> _Problem details_
Copy the listing below in full and skip every picture.

> _Data lines_

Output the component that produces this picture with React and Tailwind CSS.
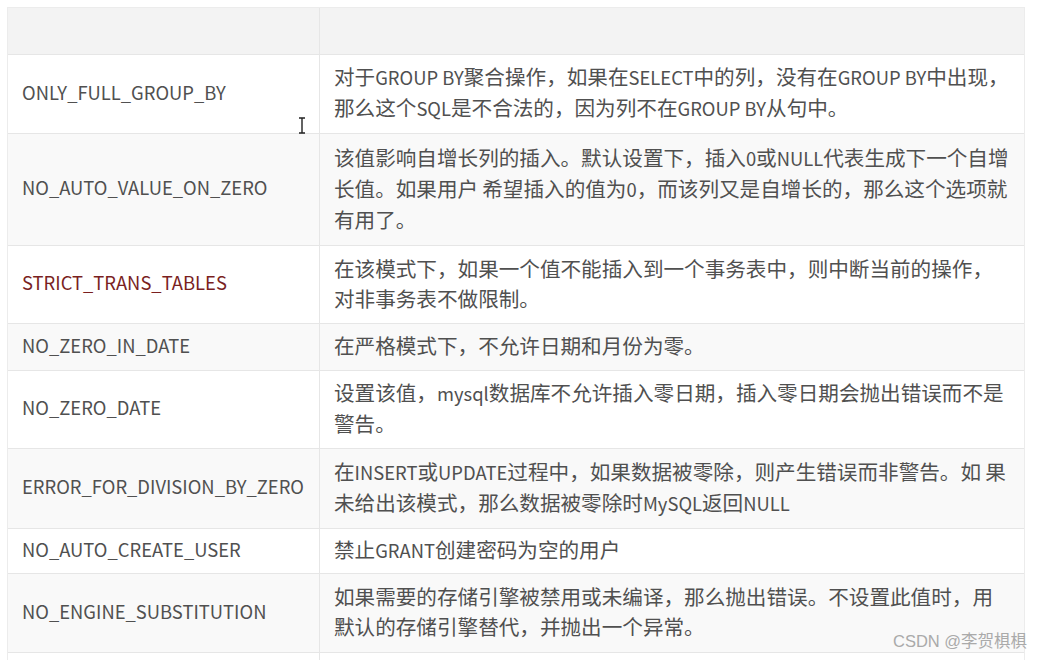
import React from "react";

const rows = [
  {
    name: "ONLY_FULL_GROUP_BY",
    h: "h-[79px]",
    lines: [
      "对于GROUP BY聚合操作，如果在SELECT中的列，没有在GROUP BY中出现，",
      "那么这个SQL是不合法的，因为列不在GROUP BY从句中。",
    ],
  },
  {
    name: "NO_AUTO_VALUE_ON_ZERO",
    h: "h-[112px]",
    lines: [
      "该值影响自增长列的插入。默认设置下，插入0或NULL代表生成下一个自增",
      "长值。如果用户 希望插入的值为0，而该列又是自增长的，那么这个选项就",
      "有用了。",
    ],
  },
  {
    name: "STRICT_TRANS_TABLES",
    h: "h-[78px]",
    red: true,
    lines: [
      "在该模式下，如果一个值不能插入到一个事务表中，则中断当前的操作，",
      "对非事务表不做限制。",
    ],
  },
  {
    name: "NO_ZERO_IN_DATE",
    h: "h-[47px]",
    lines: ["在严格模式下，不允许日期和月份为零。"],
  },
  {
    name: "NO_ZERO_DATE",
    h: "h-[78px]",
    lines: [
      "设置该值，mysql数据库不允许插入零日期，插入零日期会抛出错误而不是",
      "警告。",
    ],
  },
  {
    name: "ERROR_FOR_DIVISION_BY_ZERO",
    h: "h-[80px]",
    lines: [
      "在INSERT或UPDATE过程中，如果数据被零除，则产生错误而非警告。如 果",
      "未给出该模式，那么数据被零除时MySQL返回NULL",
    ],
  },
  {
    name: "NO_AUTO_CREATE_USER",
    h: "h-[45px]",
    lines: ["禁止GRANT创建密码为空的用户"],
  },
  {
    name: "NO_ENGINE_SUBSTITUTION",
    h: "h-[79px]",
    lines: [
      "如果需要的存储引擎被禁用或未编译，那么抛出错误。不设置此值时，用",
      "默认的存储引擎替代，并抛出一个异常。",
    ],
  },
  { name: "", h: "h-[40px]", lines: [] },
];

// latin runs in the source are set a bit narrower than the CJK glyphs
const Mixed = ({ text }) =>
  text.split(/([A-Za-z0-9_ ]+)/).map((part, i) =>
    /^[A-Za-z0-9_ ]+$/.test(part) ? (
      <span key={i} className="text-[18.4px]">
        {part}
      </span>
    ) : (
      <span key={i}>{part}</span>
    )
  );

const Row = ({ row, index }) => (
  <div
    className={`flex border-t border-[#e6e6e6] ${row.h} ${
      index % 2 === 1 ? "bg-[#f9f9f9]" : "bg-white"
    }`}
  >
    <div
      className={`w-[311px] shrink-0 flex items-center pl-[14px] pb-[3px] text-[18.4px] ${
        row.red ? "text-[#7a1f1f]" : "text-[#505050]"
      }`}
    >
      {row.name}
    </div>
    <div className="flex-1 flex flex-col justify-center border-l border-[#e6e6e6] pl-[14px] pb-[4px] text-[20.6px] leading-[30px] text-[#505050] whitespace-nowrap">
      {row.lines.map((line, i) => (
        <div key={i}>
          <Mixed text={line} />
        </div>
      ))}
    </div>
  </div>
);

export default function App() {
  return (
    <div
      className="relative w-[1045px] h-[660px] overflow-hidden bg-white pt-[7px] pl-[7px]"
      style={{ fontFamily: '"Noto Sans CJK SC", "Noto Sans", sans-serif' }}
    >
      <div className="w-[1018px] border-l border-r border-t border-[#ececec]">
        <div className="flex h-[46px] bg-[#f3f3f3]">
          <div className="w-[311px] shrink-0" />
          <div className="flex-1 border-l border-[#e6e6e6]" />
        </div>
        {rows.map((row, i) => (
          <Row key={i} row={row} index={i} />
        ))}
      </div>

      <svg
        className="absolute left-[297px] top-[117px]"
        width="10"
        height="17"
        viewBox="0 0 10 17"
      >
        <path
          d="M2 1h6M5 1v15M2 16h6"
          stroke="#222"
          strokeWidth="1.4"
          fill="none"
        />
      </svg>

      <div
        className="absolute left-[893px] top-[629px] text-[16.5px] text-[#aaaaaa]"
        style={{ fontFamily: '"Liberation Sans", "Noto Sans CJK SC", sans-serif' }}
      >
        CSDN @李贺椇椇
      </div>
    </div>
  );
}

> _Written solution_
Output the component that produces this picture with React and Tailwind CSS.
import React from "react";

const rows = [
  {
    name: "ONLY_FULL_GROUP_BY",
    h: "h-[79px]",
    lines: [
      "对于GROUP BY聚合操作，如果在SELECT中的列，没有在GROUP BY中出现，",
      "那么这个SQL是不合法的，因为列不在GROUP BY从句中。",
    ],
  },
  {
    name: "NO_AUTO_VALUE_ON_ZERO",
    h: "h-[112px]",
    lines: [
      "该值影响自增长列的插入。默认设置下，插入0或NULL代表生成下一个自增",
      "长值。如果用户 希望插入的值为0，而该列又是自增长的，那么这个选项就",
      "有用了。",
    ],
  },
  {
    name: "STRICT_TRANS_TABLES",
    h: "h-[78px]",
    red: true,
    lines: [
      "在该模式下，如果一个值不能插入到一个事务表中，则中断当前的操作，",
      "对非事务表不做限制。",
    ],
  },
  {
    name: "NO_ZERO_IN_DATE",
    h: "h-[47px]",
    lines: ["在严格模式下，不允许日期和月份为零。"],
  },
  {
    name: "NO_ZERO_DATE",
    h: "h-[78px]",
    lines: [
      "设置该值，mysql数据库不允许插入零日期，插入零日期会抛出错误而不是",
      "警告。",
    ],
  },
  {
    name: "ERROR_FOR_DIVISION_BY_ZERO",
    h: "h-[80px]",
    lines: [
      "在INSERT或UPDATE过程中，如果数据被零除，则产生错误而非警告。如 果",
      "未给出该模式，那么数据被零除时MySQL返回NULL",
    ],
  },
  {
    name: "NO_AUTO_CREATE_USER",
    h: "h-[45px]",
    lines: ["禁止GRANT创建密码为空的用户"],
  },
  {
    name: "NO_ENGINE_SUBSTITUTION",
    h: "h-[79px]",
    lines: [
      "如果需要的存储引擎被禁用或未编译，那么抛出错误。不设置此值时，用",
      "默认的存储引擎替代，并抛出一个异常。",
    ],
  },
  { name: "", h: "h-[40px]", lines: [] },
];

// latin runs in the source are set a bit narrower than the CJK glyphs
const Mixed = ({ text }) =>
  text.split(/([A-Za-z0-9_ ]+)/).map((part, i) =>
    /^[A-Za-z0-9_ ]+$/.test(part) ? (
      <span key={i} className="text-[18.4px]">
        {part}
      </span>
    ) : (
      <span key={i}>{part}</span>
    )
  );

const Row = ({ row, index }) => (
  <div
    className={`flex border-t border-[#e6e6e6] ${row.h} ${
      index % 2 === 1 ? "bg-[#f9f9f9]" : "bg-white"
    }`}
  >
    <div
      className={`w-[311px] shrink-0 flex items-center pl-[14px] pb-[3px] text-[18.4px] ${
        row.red ? "text-[#7a1f1f]" : "text-[#505050]"
      }`}
    >
      {row.name}
    </div>
    <div className="flex-1 flex flex-col justify-center border-l border-[#e6e6e6] pl-[14px] pb-[4px] text-[20.6px] leading-[30px] text-[#505050] whitespace-nowrap">
      {row.lines.map((line, i) => (
        <div key={i}>
          <Mixed text={line} />
        </div>
      ))}
    </div>
  </div>
);

export default function App() {
  return (
    <div
      className="relative w-[1045px] h-[660px] overflow-hidden bg-white pt-[7px] pl-[7px]"
      style={{ fontFamily: '"Noto Sans CJK SC", "Noto Sans", sans-serif' }}
    >
      <div className="w-[1018px] border-l border-r border-t border-[#ececec]">
        <div className="flex h-[46px] bg-[#f3f3f3]">
          <div className="w-[311px] shrink-0" />
          <div className="flex-1 border-l border-[#e6e6e6]" />
        </div>
        {rows.map((row, i) => (
          <Row key={i} row={row} index={i} />
        ))}
      </div>

      <svg
        className="absolute left-[297px] top-[117px]"
        width="10"
        height="17"
        viewBox="0 0 10 17"
      >
        <path
          d="M2 1h6M5 1v15M2 16h6"
          stroke="#222"
          strokeWidth="1.4"
          fill="none"
        />
      </svg>

      <div
        className="absolute left-[893px] top-[629px] text-[16.5px] text-[#aaaaaa]"
        style={{ fontFamily: '"Liberation Sans", "Noto Sans CJK SC", sans-serif' }}
      >
        CSDN @李贺椇椇
      </div>
    </div>
  );
}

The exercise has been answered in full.